Lucia Francisca "Susi" Susanti Haditono (; born 11 February 1971) is an Indonesia retired badminton player. Relatively small of stature, she combined quick and graceful movement with elegant shotmaking technique, and is regarded by many as one of the greatest women's singles players of all time. She is the first Indonesian Olympic gold medalist.

Career 
Susanti won the women's singles gold medal at the 1992 Olympic Games in Barcelona, Spain and the bronze medal at the 1996 Olympic Games in Atlanta, United States. She retired from the world badminton circuit not long after her marriage to Alan Budikusuma (who had also won a badminton singles gold medal at the 1992 Summer Olympics) in February 1997. Susanti was the most dominant women's singles player in the first half of the 1990s, winning the All England Open in 1990, 1991, 1993 and 1994, the World Badminton Grand Prix Finals five times consecutively from 1990 to 1994 as well as in 1996, and the IBF World Championships in 1993. She is the only female player to hold the Olympic, World Championship, and All-England singles titles simultaneously. She won the Japan Open three times and the Indonesian Open six times. She also won numerous Badminton Grand Prix series events and five Badminton World Cups. She led the Indonesian team to victory over perennial champion China in the 1994 and 1996 Uber Cup (women's world team) competitions. All of this came during a relatively strong period in women's international badminton. Her chief competitors early in her prime years were the Chinese players Tang Jiuhong and Huang Hua, and, later, China's Ye Zhaoying and the Korean Bang Soo-hyun.

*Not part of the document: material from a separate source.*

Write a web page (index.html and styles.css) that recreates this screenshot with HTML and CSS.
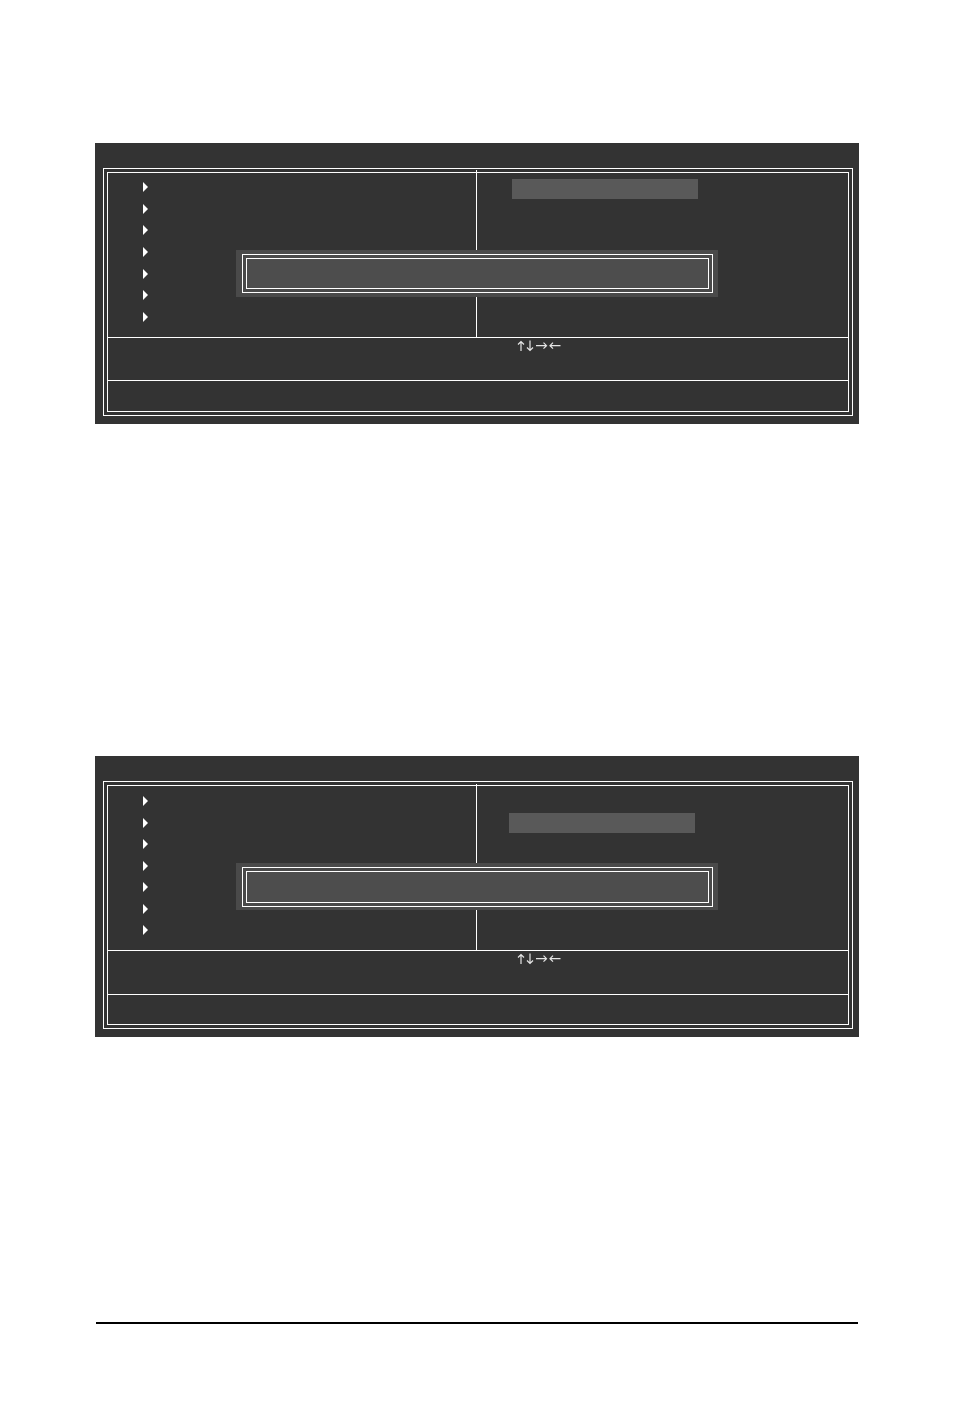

Susanti was inducted into the International Badminton Federation (IBF, currently BWF) Hall of Fame in May 2004, and received the Herbert Scheele Trophy in 2002. She lit the flame at the 2018 Asian Games opening ceremony.

Playing style 
Susanti was an extremely durable defensive player who liked to instigate long rallies to wear down her opponent's stamina and invite errors. That style was in contrast to most of the top female players of her time such as Bang Soo-hyun, Tang Jiuhong, Huang Hua, and Ye Zhaoying, who employed a more aggressive style.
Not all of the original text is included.